Our love was on the wing, we had dreams and songs to sing,
It's so lonely 'round the fields of Athenrye."

So beautiful to hear all those voices. Even the whistle player cried.

That, my friends, is not a crowd empty of culture. That is family and close friends full of memories, not only of their recently lost, but memories of their cultural history, of the Connemara stones their parents left to come to South Boston's pavement. There is nothing empty there: hearts full of memories, ne'er too old to hear new chimes. The grave once empty, now full.

Sunday, April 11, 2010

Day 276: Pop Quiz

Where is Soul Mama? Pick one.

A. Some weeks are just crazy.
B. Some weeks are just really beautiful so she's out moving hostas instead of playing longtones.
C. She's been sick all week and hasn't had the drive to write.
D. Time has been so limited that she can only pick one: a) practice or b) write about practice. And without a, there can be no b.
E. Still in a coma from an attack of the Chocolate Easter Bunny.
F. All of the above.

The Lindsays are still alive, kickin', and inspired, but ... if I don't get down to that practice room before the troops stir, practice will not happen. Ever.

Coming soon: reflections on a South Boston funeral, and inspiring words from Santana. After I practice.

(Day 276 of practice and haven't been perfect but haven't given up. That seems alright.)

Monday, April 5, 2010

Day 270: The Tai Chi of Musical Practice

Most folks want to know how they can get their tunes UP to session speed. The best solution may actually be to slow them down.

Hitting the right notes on time in a tune does have something to do with remembering the tune... but that's only part of the challenge. Good rhythm also means hitting your notes at the right time, in the right part of the beat, steadily and solidly... and consistently, at a steady tempo throughout the whole tune. At any tempo.

It is not easy and there is no shortcut. There's really only one way to do this: Capture a disciplined bodhran player with perfect rhythm, chain him or her to a pole in your basement, and make him practice with you every day.

Ok, there is another option: Use a metronome.

Find a tune you know well. Set the metronome to a slower tempo than you're accustomed to, then try the tune again, and stay in tempo. You'll find that your fingers want to rush through--especially those nice little runs that fall so nicely under your fingers at tempo. Keep working the tune until you can stay right with the metronome. An intensive exercise in motion control. Think like Tai Chi -- slow, even and steady movements.

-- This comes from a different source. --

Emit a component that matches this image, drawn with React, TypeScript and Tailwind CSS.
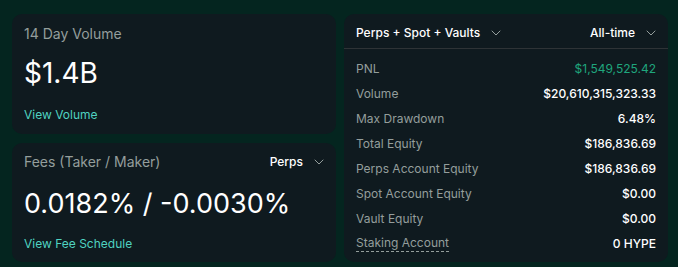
import { ChevronDown } from 'lucide-react';

const FONT = { fontFamily: 'Inter, "Noto Sans", sans-serif' };

interface StatRow {
  label: string;
  value: string;
  tone?: 'green';
  dashed?: boolean;
}

const ROWS: StatRow[] = [
  { label: 'PNL', value: '$1,549,525.42', tone: 'green' },
  { label: 'Volume', value: '$20,610,315,323.33' },
  { label: 'Max Drawdown', value: '6.48%' },
  { label: 'Total Equity', value: '$186,836.69' },
  { label: 'Perps Account Equity', value: '$186,836.69' },
  { label: 'Spot Account Equity', value: '$0.00' },
  { label: 'Vault Equity', value: '$0.00' },
  { label: 'Staking Account', value: '0 HYPE', dashed: true },
];

function Chevron() {
  return <ChevronDown size={16} strokeWidth={1.5} className="ml-2 text-[#949e9c]" />;
}

export default function App() {
  return (
    <div
      className="w-[678px] h-[267px] bg-[#04251f] flex gap-2 pl-3 pt-[14px] overflow-hidden antialiased"
      style={FONT}
    >
      {/* left column */}
      <div className="w-[324px] flex flex-col gap-[9px]">
        <div className="h-[120px] rounded-[10px] bg-[#0f1a1f] px-3 pt-[10px] flex flex-col">
          <div className="text-[14px] leading-5 text-[#949e9c]">14 Day Volume</div>
          <div className="mt-[11px] text-[28px] leading-9 text-white">$1.4B</div>
          <div className="mt-[15px] text-[12px] leading-[18px] text-[#50d2c1]">View Volume</div>
        </div>
        <div className="h-[119px] rounded-[10px] bg-[#0f1a1f] pl-3 pr-[9px] pt-[9px] flex flex-col">
          <div className="flex items-center justify-between">
            <div className="text-[14px] leading-5 text-[#949e9c]">Fees (Taker / Maker)</div>
            <div className="flex items-center text-[12px] font-medium text-white">
              Perps
              <Chevron />
            </div>
          </div>
          <div className="mt-[14px] text-[27px] leading-9 text-white">0.0182% / -0.0030%</div>
          <div className="mt-[13px] text-[12px] leading-[18px] text-[#50d2c1]">View Fee Schedule</div>
        </div>
      </div>

      {/* right card */}
      <div className="w-[324px] h-[248px] rounded-[10px] bg-[#0f1a1f] flex flex-col">
        <div className="h-[35px] pt-[3px] flex items-center justify-between pl-3 pr-[9px] border-b border-[#2e3336] text-[12px] font-medium text-white">
          <div className="flex items-center">
            Perps + Spot + Vaults
            <Chevron />
          </div>
          <div className="flex items-center">
            All-time
            <Chevron />
          </div>
        </div>
        <div className="pt-[7px] px-3 flex flex-col">
          {ROWS.map((r) => (
            <div key={r.label} className="h-[25px] flex items-center justify-between text-[12px]">
              <span
                className={
                  r.dashed
                    ? 'text-[#949e9c] leading-4 border-b border-dashed border-[#949e9c]'
                    : 'text-[#949e9c]'
                }
              >
                {r.label}
              </span>
              <span
                className={
                  r.tone === 'green' ? 'text-[#1fa67d]' : 'font-medium text-white'
                }
              >
                {r.value}
              </span>
            </div>
          ))}
        </div>
      </div>
    </div>
  );
}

Then, do the same with your new tunes. It will take you miles toward excellent finger control and will really drill your knowledge of the tune. In other words, it will kick your heiney. The same thing the bodhran player will do when you set him free, so be careful.

Thursday, April 1, 2010

Day 266: What are you wearing?

I think the sun returns today! Celebrate!

We spent a day this week in studio adding bass tracks and bodhran to our CD, plus working on a little flute/guitar, and it is very exciting. Just a quick note, becuase I have exactly nine minutes to change from mismatched flannel pajamas into Professor Lindsay. (So, forget about asking, "Hey, baby, what are you wearing?" Good thing we have Superman's phone booth in our house.)

Just posted photos from the recording session. Sean Farias was amazing on bass; click on that Facebook link over yonder (in the lefthand bar on this page) to see him. Peter Campbell put the bough in bodhran, and me and Steve... well, we just did our thing.

It's coming along great. And I never, ever, ever, ever want to play without an acoustic upright bass ever again.